The safety of civil society activists has been threated many times and a number of activists have been killed in recent years. In July 2016, political commentator Kem Ley was shot and killed in Phnom Penh. Seventy NGOs put their names to a document condemning the killing and asking that analysts be able to continue their work “without fear of violence and intimidation.”13

A number of civil society human rights activists were sent to prison on various charges in 2015 and 2016. Seven representatives of civil society groups were brought in for questioning at the offices of the Anti-Corruption Unit.

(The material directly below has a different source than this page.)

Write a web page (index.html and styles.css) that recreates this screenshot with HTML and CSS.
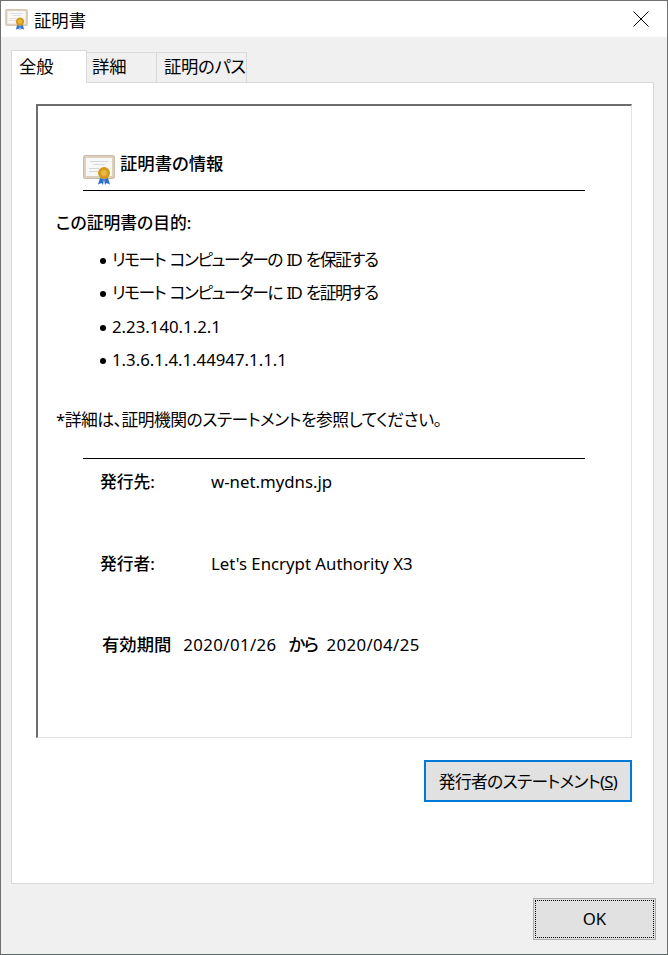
FILE: index.html
```html
<!DOCTYPE html>
<html lang="ja">
<head>
    <meta charset="UTF-8">
    <title>証明書</title>
    <link rel="stylesheet" href="styles.css">
</head>
<body>
    <svg class="defs" width="0" height="0">
        <symbol id="cert" viewBox="0 0 32 30">
            <rect x="0.500" y="0.500" width="31" height="23" rx="1.500" fill="#dccfbc" stroke="#c9bca8"/>
            <rect x="3" y="3" width="26" height="18" fill="#f8f8f6"/>
            <rect x="7" y="6" width="18" height="1" fill="#cfd6e2"/>
            <rect x="10" y="9" width="12" height="1" fill="#d6dbe3"/>
            <rect x="6" y="13" width="10" height="1" fill="#d6d6d6"/>
            <rect x="6" y="16" width="9" height="1" fill="#d6d6d6"/>
            <path d="M17 23l-2 6.500 3.500-1.500 1.500 2 1-6zM25 23l2 6.500-3.500-1.500-1.500 2-1-6z" fill="#2f6fd0"/>
            <circle cx="21" cy="18" r="6" fill="#d49a1e"/>
            <circle cx="21" cy="18" r="3" fill="#e9b93f"/>
        </symbol>
    </svg>
    <div class="window">
        <div class="titlebar">
            <svg class="title-icon"><use href="#cert"/></svg>
            <span class="title">証明書</span>
            <svg class="close" viewBox="0 0 16 16"><path d="M0.500 0.500L15.500 15.500M15.500 0.500L0.500 15.500" stroke="#000" stroke-width="1" fill="none"/></svg>
        </div>
        <div class="content">
            <div class="tabs">
                <div class="tab active">全般</div>
                <div class="tab second">詳細</div>
                <div class="tab third">証明のパス</div>
            </div>
            <div class="panel">
                <div class="info">
                    <div class="info-head">
                        <svg class="head-icon"><use href="#cert"/></svg>
                        <span class="head-text">証明書の情報</span>
                    </div>
                    <div class="purpose">この証明書の目的:</div>
                    <ul class="purposes">
                        <li class="kana">リモート コンピューターの ID を保証する</li>
                        <li class="kana">リモート コンピューターに ID を証明する</li>
                        <li>2.23.140.1.2.1</li>
                        <li>1.3.6.1.4.1.44947.1.1.1</li>
                    </ul>
                    <div class="note">*詳細は、証明機関のステートメントを参照してください。</div>
                    <div class="details">
                        <div class="detail"><b class="label">発行先:</b><span>w-net.mydns.jp</span></div>
                        <div class="detail"><b class="label">発行者:</b><span>Let's Encrypt Authority X3</span></div>
                        <div class="detail validity"><b>有効期間</b><span class="date">2020/01/26</span><b class="until">から</b><span class="date end">2020/04/25</span></div>
                    </div>
                </div>
                <div class="panel-actions">
                    <button class="btn statement">発行者のステートメント(<u>S</u>)</button>
                </div>
            </div>
            <div class="footer">
                <button class="btn ok"><span class="ok-focus">OK</span></button>
            </div>
        </div>
    </div>
</body>
</html>
```

FILE: styles.css
```css
* {
    box-sizing: border-box;
}
html, body {
    margin: 0;
    height: 100%;
}
body {
    font-family: "Noto Sans", "Noto Sans CJK JP", sans-serif;
    font-size: 16.8px;
    font-feature-settings: "palt";
    color: #000;
    background: #f0f0f0;
}
.defs {
    display: block;
    height: 0;
}
.window {
    width: 668px;
    height: 955px;
    border: 1px solid #707070;
    border-bottom-color: #56676b;
    background: #f0f0f0;
    display: flex;
    flex-direction: column;
}
.titlebar {
    height: 36px;
    background: #fff;
    display: flex;
    align-items: center;
    padding: 0 18px 0 4px;
    flex: none;
}
.title-icon {
    width: 23px;
    height: 21px;
    margin-right: 6px;
}
.title {
    flex: 1;
    font-size: 17.33px;
}
.close {
    width: 16px;
    height: 16px;
}
.content {
    flex: 1;
    padding: 13px 13px 0 10px;
    display: flex;
    flex-direction: column;
}
.tabs {
    display: flex;
    align-items: flex-end;
    height: 33px;
    margin-bottom: -1px;
    position: relative;
    z-index: 1;
    white-space: nowrap;
    font-size: 17.33px;
}
.tab {
    height: 31px;
    border: 1px solid #d9d9d9;
    background: #f0f0f0;
    line-height: 27px;
    margin-left: -1px;
}
.tab.active {
    height: 33px;
    width: 76px;
    margin-left: 0;
    background: #fff;
    border-bottom-color: #fff;
    padding-left: 7px;
    line-height: 31px;
}
.tab.second {
    width: 71px;
    padding-left: 5px;
}
.tab.third {
    width: 91px;
    padding-left: 7px;
    letter-spacing: -0.3px;
}
.panel {
    height: 802px;
    background: #fff;
    border: 1px solid #d9d9d9;
    padding: 21px 21px 0 24px;
    flex: none;
}
.info {
    height: 634px;
    border-style: solid;
    border-color: #6d6d6d #e3e3e3 #e3e3e3 #6d6d6d;
    border-width: 2px 1px 1px 2px;
    padding: 0 46px 0 18px;
}
.info-head {
    display: flex;
    align-items: flex-start;
    margin: 49px 0 0 27px;
    height: 36px;
    border-bottom: 1px solid #000;
}
.head-icon {
    width: 32px;
    height: 30px;
    margin-right: 5px;
}
.head-text {
    font-weight: 500;
    line-height: 16px;
    font-size: 17.33px;
}
.purpose {
    margin-top: 20px;
    font-weight: 500;
    line-height: 24px;
}
.purposes {
    list-style: none;
    margin: 13px 0 0 44px;
    padding: 0;
}
.purposes li {
    height: 33.3px;
    line-height: 24px;
    padding-left: 12px;
    position: relative;
}
.purposes li.kana {
    letter-spacing: -1.5px;
    word-spacing: 1.5px;
}
.purposes li::before {
    content: "";
    position: absolute;
    left: 0;
    top: 10px;
    width: 6px;
    height: 6px;
    border-radius: 50%;
    background: #000;
}
.note {
    margin-top: 27px;
    line-height: 24px;
    letter-spacing: -0.5px;
}
.details {
    margin: 26px 0 0 27px;
    border-top: 1px solid #000;
    padding-left: 17px;
}
.detail {
    display: flex;
    line-height: 24px;
    margin-top: 11px;
    height: 71px;
}
.label {
    font-weight: 500;
    width: 111px;
}
.validity {
    gap: 12px;
    margin-top: 9px;
    margin-left: 2px;
    align-items: baseline;
}
.validity b {
    font-weight: 500;
    font-size: 17.33px;
}
.validity .until {
    letter-spacing: -1.5px;
}
.date {
    letter-spacing: 0.4px;
}
.date.end {
    margin-left: -3px;
}
.panel-actions {
    display: flex;
    justify-content: flex-end;
    margin-top: 22px;
}
.btn {
    font: inherit;
    color: #000;
    background: #e1e1e1;
    padding: 0;
    font-feature-settings: inherit;
}
.statement {
    width: 208px;
    height: 42px;
    border: 2px solid #0078d7;
    letter-spacing: -0.7px;
}
.footer {
    display: flex;
    justify-content: flex-end;
    padding: 14px 0 0;
    margin-right: -2px;
}
.ok {
    width: 123px;
    height: 42px;
    border: 1px solid #adadad;
    padding: 1px;
}
.ok-focus {
    display: block;
    height: 100%;
    line-height: 36px;
    border: 1px dotted #000;
}
```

In May 2016, four United Nations rapporteurs called on the Cambodian government to stop targeting civil society: “The escalation of criminal charges, questioning, court proceedings and public statements against them must cease. We urge the Cambodian authorities to ensure a safe and enabling environment for human rights defenders and civil society, which play a critical role in holding the Government to account and bringing benefits of human rights to the whole of Cambodian society.”14

Buddhism and civil society

Under the Cambodian constitution, Buddhism is the state religion. Buddhist monks play a key role in festivals and in ceremonies such as weddings and funerals and passing on cultural beliefs. In wider civil society, Buddhist organisations played a role in developing Khmer national identify in the 20th century, including the movement to Cambodia’s independence. In the 21st century some monks (predominantly younger monks) have participated in protests, while many senior clergy are seen as being more loyal to the government.